§ **WHAT TO PRODUCE**
Copy all lines below exactly as written. Leave pictures out.

§ **GIVEN INFORMATION**

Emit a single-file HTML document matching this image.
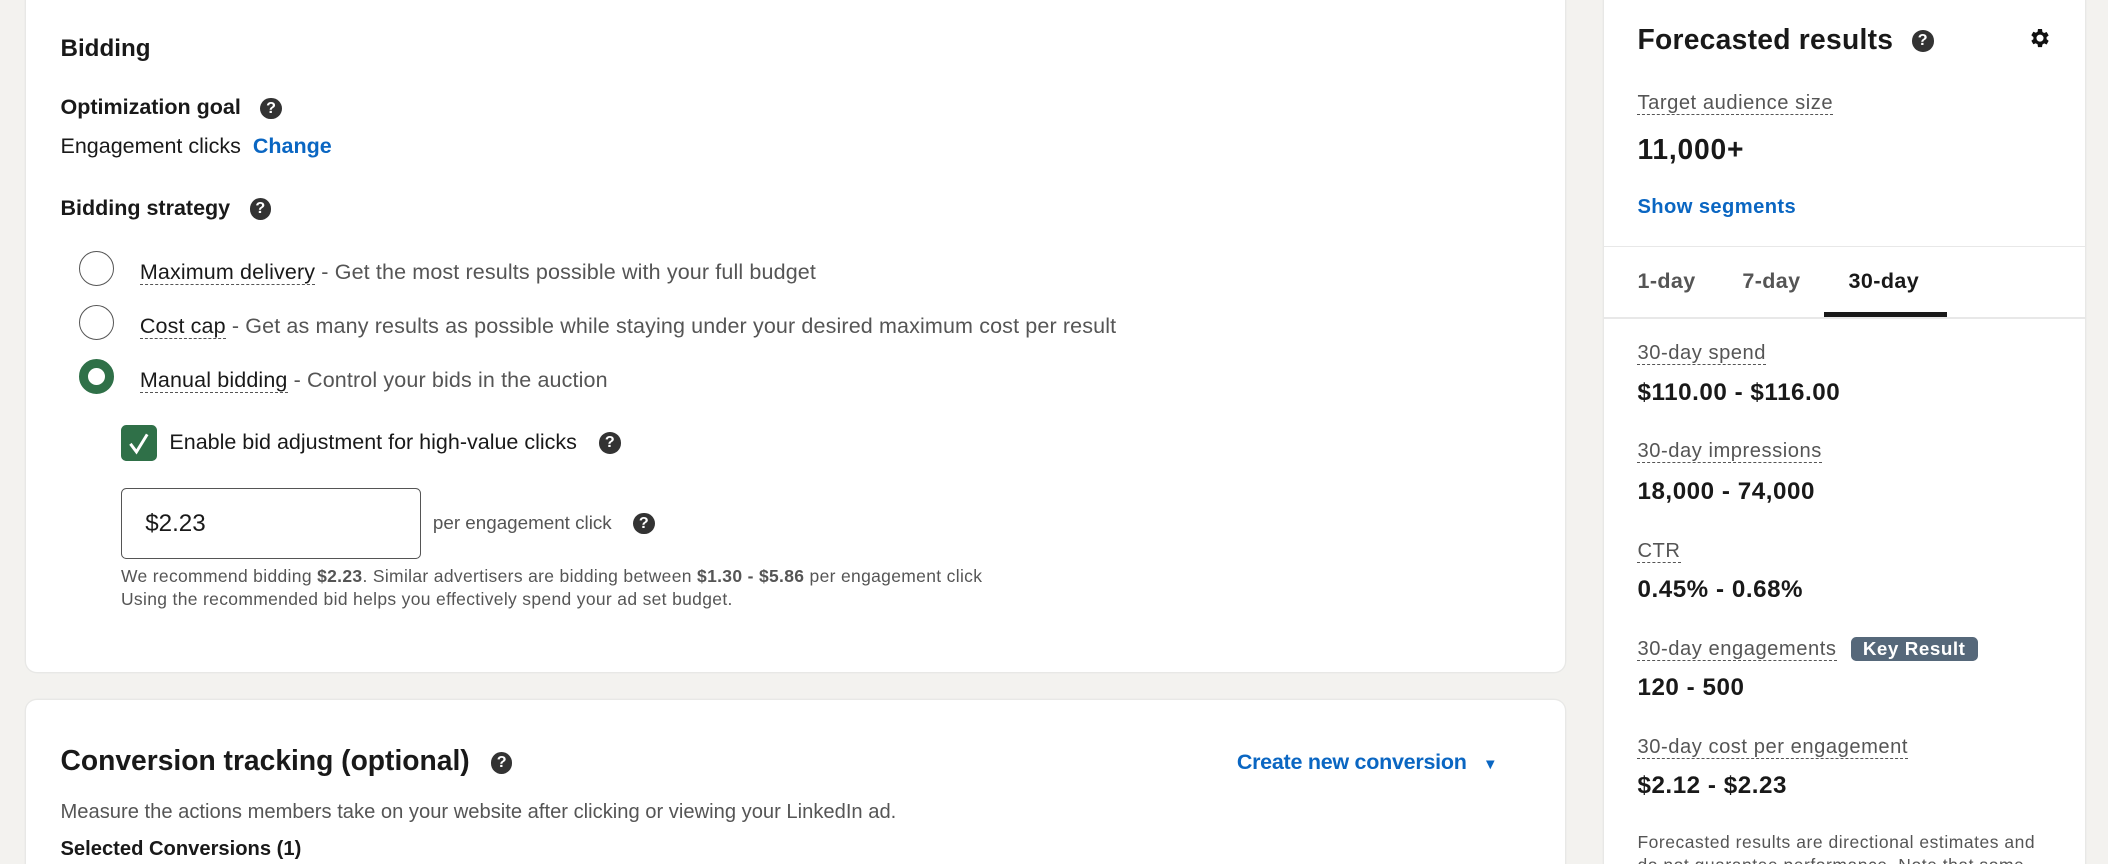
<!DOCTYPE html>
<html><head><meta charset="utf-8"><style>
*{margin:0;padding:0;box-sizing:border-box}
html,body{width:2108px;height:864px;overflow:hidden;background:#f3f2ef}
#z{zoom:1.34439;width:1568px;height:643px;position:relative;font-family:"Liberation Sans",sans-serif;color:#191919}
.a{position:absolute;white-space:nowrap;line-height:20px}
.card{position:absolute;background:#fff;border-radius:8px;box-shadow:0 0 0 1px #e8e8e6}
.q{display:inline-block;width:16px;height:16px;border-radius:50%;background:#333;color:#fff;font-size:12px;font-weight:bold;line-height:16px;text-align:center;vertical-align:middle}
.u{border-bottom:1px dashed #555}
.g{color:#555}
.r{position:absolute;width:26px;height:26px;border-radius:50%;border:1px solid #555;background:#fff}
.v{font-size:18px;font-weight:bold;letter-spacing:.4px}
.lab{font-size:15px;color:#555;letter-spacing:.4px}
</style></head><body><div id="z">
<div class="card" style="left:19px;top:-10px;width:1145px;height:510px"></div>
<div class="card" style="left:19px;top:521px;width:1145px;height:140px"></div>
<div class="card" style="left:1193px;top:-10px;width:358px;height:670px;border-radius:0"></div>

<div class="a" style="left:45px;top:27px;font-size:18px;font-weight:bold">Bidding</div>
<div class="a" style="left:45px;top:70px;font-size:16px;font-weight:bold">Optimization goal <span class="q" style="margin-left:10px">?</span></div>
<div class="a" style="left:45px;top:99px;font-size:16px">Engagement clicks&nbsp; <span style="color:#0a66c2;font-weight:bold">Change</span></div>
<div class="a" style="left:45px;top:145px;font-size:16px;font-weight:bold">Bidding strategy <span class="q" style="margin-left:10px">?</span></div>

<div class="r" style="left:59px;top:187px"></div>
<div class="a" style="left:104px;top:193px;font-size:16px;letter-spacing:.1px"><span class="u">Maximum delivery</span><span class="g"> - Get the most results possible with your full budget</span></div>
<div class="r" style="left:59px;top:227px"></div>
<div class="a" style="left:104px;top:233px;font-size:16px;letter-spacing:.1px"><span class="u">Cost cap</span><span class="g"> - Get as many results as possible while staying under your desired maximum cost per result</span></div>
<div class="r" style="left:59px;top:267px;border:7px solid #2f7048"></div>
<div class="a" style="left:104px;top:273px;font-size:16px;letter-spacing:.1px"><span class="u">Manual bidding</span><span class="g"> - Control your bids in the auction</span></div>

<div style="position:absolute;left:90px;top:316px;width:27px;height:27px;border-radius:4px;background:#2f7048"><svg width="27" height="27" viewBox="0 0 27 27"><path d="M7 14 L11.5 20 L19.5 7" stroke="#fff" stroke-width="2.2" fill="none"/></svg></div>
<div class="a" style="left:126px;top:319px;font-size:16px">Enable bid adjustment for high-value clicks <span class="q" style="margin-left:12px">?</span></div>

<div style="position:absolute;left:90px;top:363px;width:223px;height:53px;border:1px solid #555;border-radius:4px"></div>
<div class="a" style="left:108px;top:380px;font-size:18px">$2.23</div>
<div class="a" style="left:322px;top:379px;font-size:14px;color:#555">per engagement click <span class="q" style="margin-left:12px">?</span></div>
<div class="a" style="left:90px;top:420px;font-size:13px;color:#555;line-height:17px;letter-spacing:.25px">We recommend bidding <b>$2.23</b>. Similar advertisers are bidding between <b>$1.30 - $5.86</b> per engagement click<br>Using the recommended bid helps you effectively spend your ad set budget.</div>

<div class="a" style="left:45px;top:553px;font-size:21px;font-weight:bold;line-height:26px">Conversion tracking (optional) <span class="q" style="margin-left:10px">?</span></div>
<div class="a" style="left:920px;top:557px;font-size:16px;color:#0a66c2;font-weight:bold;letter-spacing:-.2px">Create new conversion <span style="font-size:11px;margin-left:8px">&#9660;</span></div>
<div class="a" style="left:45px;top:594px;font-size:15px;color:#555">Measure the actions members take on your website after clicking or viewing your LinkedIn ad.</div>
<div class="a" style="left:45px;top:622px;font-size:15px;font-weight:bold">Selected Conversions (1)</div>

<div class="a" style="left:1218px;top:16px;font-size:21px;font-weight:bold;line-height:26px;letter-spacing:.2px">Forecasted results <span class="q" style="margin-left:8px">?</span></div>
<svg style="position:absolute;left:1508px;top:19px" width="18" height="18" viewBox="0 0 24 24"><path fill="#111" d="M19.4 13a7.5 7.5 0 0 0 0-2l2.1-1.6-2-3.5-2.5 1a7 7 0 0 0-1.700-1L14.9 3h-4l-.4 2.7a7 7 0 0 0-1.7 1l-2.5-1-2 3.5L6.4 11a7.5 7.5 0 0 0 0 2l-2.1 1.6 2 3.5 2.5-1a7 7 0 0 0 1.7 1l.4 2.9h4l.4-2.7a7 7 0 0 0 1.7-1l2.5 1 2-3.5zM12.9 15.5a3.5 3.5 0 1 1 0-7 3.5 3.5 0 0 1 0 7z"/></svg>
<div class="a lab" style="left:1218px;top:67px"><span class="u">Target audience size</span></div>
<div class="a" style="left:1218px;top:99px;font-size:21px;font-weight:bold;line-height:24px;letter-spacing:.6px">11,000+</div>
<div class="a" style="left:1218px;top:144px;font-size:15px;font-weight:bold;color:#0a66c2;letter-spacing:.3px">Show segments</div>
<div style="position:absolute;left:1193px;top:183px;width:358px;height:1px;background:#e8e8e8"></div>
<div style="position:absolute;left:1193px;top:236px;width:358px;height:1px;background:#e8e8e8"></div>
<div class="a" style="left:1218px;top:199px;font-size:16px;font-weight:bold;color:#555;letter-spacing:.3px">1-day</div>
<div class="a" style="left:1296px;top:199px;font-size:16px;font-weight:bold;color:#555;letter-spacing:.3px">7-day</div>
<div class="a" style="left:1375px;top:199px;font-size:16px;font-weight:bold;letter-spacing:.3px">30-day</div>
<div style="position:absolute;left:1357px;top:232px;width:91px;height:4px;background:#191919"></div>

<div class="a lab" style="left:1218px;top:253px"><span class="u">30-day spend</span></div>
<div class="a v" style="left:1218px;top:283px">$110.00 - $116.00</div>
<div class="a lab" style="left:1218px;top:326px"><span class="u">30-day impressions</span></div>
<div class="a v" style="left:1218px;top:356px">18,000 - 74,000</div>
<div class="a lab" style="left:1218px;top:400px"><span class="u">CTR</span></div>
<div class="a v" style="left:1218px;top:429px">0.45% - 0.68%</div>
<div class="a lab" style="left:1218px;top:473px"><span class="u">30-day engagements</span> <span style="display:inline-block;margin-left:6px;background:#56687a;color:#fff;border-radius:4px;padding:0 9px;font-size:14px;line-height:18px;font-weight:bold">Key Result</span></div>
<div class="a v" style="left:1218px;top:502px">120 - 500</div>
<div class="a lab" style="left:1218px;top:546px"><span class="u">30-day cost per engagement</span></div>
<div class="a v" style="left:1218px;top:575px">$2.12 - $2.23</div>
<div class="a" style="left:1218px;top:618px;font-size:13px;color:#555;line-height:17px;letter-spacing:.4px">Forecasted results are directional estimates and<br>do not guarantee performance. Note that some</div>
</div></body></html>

§ **RESULT FOR THIS TASK**
Emit a single-file HTML document matching this image.
<!DOCTYPE html>
<html><head><meta charset="utf-8"><style>
*{margin:0;padding:0;box-sizing:border-box}
html,body{width:2108px;height:864px;overflow:hidden;background:#f3f2ef}
#z{zoom:1.34439;width:1568px;height:643px;position:relative;font-family:"Liberation Sans",sans-serif;color:#191919}
.a{position:absolute;white-space:nowrap;line-height:20px}
.card{position:absolute;background:#fff;border-radius:8px;box-shadow:0 0 0 1px #e8e8e6}
.q{display:inline-block;width:16px;height:16px;border-radius:50%;background:#333;color:#fff;font-size:12px;font-weight:bold;line-height:16px;text-align:center;vertical-align:middle}
.u{border-bottom:1px dashed #555}
.g{color:#555}
.r{position:absolute;width:26px;height:26px;border-radius:50%;border:1px solid #555;background:#fff}
.v{font-size:18px;font-weight:bold;letter-spacing:.4px}
.lab{font-size:15px;color:#555;letter-spacing:.4px}
</style></head><body><div id="z">
<div class="card" style="left:19px;top:-10px;width:1145px;height:510px"></div>
<div class="card" style="left:19px;top:521px;width:1145px;height:140px"></div>
<div class="card" style="left:1193px;top:-10px;width:358px;height:670px;border-radius:0"></div>

<div class="a" style="left:45px;top:27px;font-size:18px;font-weight:bold">Bidding</div>
<div class="a" style="left:45px;top:70px;font-size:16px;font-weight:bold">Optimization goal <span class="q" style="margin-left:10px">?</span></div>
<div class="a" style="left:45px;top:99px;font-size:16px">Engagement clicks&nbsp; <span style="color:#0a66c2;font-weight:bold">Change</span></div>
<div class="a" style="left:45px;top:145px;font-size:16px;font-weight:bold">Bidding strategy <span class="q" style="margin-left:10px">?</span></div>

<div class="r" style="left:59px;top:187px"></div>
<div class="a" style="left:104px;top:193px;font-size:16px;letter-spacing:.1px"><span class="u">Maximum delivery</span><span class="g"> - Get the most results possible with your full budget</span></div>
<div class="r" style="left:59px;top:227px"></div>
<div class="a" style="left:104px;top:233px;font-size:16px;letter-spacing:.1px"><span class="u">Cost cap</span><span class="g"> - Get as many results as possible while staying under your desired maximum cost per result</span></div>
<div class="r" style="left:59px;top:267px;border:7px solid #2f7048"></div>
<div class="a" style="left:104px;top:273px;font-size:16px;letter-spacing:.1px"><span class="u">Manual bidding</span><span class="g"> - Control your bids in the auction</span></div>

<div style="position:absolute;left:90px;top:316px;width:27px;height:27px;border-radius:4px;background:#2f7048"><svg width="27" height="27" viewBox="0 0 27 27"><path d="M7 14 L11.5 20 L19.5 7" stroke="#fff" stroke-width="2.2" fill="none"/></svg></div>
<div class="a" style="left:126px;top:319px;font-size:16px">Enable bid adjustment for high-value clicks <span class="q" style="margin-left:12px">?</span></div>

<div style="position:absolute;left:90px;top:363px;width:223px;height:53px;border:1px solid #555;border-radius:4px"></div>
<div class="a" style="left:108px;top:380px;font-size:18px">$2.23</div>
<div class="a" style="left:322px;top:379px;font-size:14px;color:#555">per engagement click <span class="q" style="margin-left:12px">?</span></div>
<div class="a" style="left:90px;top:420px;font-size:13px;color:#555;line-height:17px;letter-spacing:.25px">We recommend bidding <b>$2.23</b>. Similar advertisers are bidding between <b>$1.30 - $5.86</b> per engagement click<br>Using the recommended bid helps you effectively spend your ad set budget.</div>

<div class="a" style="left:45px;top:553px;font-size:21px;font-weight:bold;line-height:26px">Conversion tracking (optional) <span class="q" style="margin-left:10px">?</span></div>
<div class="a" style="left:920px;top:557px;font-size:16px;color:#0a66c2;font-weight:bold;letter-spacing:-.2px">Create new conversion <span style="font-size:11px;margin-left:8px">&#9660;</span></div>
<div class="a" style="left:45px;top:594px;font-size:15px;color:#555">Measure the actions members take on your website after clicking or viewing your LinkedIn ad.</div>
<div class="a" style="left:45px;top:622px;font-size:15px;font-weight:bold">Selected Conversions (1)</div>

<div class="a" style="left:1218px;top:16px;font-size:21px;font-weight:bold;line-height:26px;letter-spacing:.2px">Forecasted results <span class="q" style="margin-left:8px">?</span></div>
<svg style="position:absolute;left:1508px;top:19px" width="18" height="18" viewBox="0 0 24 24"><path fill="#111" d="M19.4 13a7.5 7.5 0 0 0 0-2l2.1-1.6-2-3.5-2.5 1a7 7 0 0 0-1.700-1L14.9 3h-4l-.4 2.7a7 7 0 0 0-1.7 1l-2.5-1-2 3.5L6.4 11a7.5 7.5 0 0 0 0 2l-2.1 1.6 2 3.5 2.5-1a7 7 0 0 0 1.7 1l.4 2.9h4l.4-2.7a7 7 0 0 0 1.7-1l2.5 1 2-3.5zM12.9 15.5a3.5 3.5 0 1 1 0-7 3.5 3.5 0 0 1 0 7z"/></svg>
<div class="a lab" style="left:1218px;top:67px"><span class="u">Target audience size</span></div>
<div class="a" style="left:1218px;top:99px;font-size:21px;font-weight:bold;line-height:24px;letter-spacing:.6px">11,000+</div>
<div class="a" style="left:1218px;top:144px;font-size:15px;font-weight:bold;color:#0a66c2;letter-spacing:.3px">Show segments</div>
<div style="position:absolute;left:1193px;top:183px;width:358px;height:1px;background:#e8e8e8"></div>
<div style="position:absolute;left:1193px;top:236px;width:358px;height:1px;background:#e8e8e8"></div>
<div class="a" style="left:1218px;top:199px;font-size:16px;font-weight:bold;color:#555;letter-spacing:.3px">1-day</div>
<div class="a" style="left:1296px;top:199px;font-size:16px;font-weight:bold;color:#555;letter-spacing:.3px">7-day</div>
<div class="a" style="left:1375px;top:199px;font-size:16px;font-weight:bold;letter-spacing:.3px">30-day</div>
<div style="position:absolute;left:1357px;top:232px;width:91px;height:4px;background:#191919"></div>

<div class="a lab" style="left:1218px;top:253px"><span class="u">30-day spend</span></div>
<div class="a v" style="left:1218px;top:283px">$110.00 - $116.00</div>
<div class="a lab" style="left:1218px;top:326px"><span class="u">30-day impressions</span></div>
<div class="a v" style="left:1218px;top:356px">18,000 - 74,000</div>
<div class="a lab" style="left:1218px;top:400px"><span class="u">CTR</span></div>
<div class="a v" style="left:1218px;top:429px">0.45% - 0.68%</div>
<div class="a lab" style="left:1218px;top:473px"><span class="u">30-day engagements</span> <span style="display:inline-block;margin-left:6px;background:#56687a;color:#fff;border-radius:4px;padding:0 9px;font-size:14px;line-height:18px;font-weight:bold">Key Result</span></div>
<div class="a v" style="left:1218px;top:502px">120 - 500</div>
<div class="a lab" style="left:1218px;top:546px"><span class="u">30-day cost per engagement</span></div>
<div class="a v" style="left:1218px;top:575px">$2.12 - $2.23</div>
<div class="a" style="left:1218px;top:618px;font-size:13px;color:#555;line-height:17px;letter-spacing:.4px">Forecasted results are directional estimates and<br>do not guarantee performance. Note that some</div>
</div></body></html>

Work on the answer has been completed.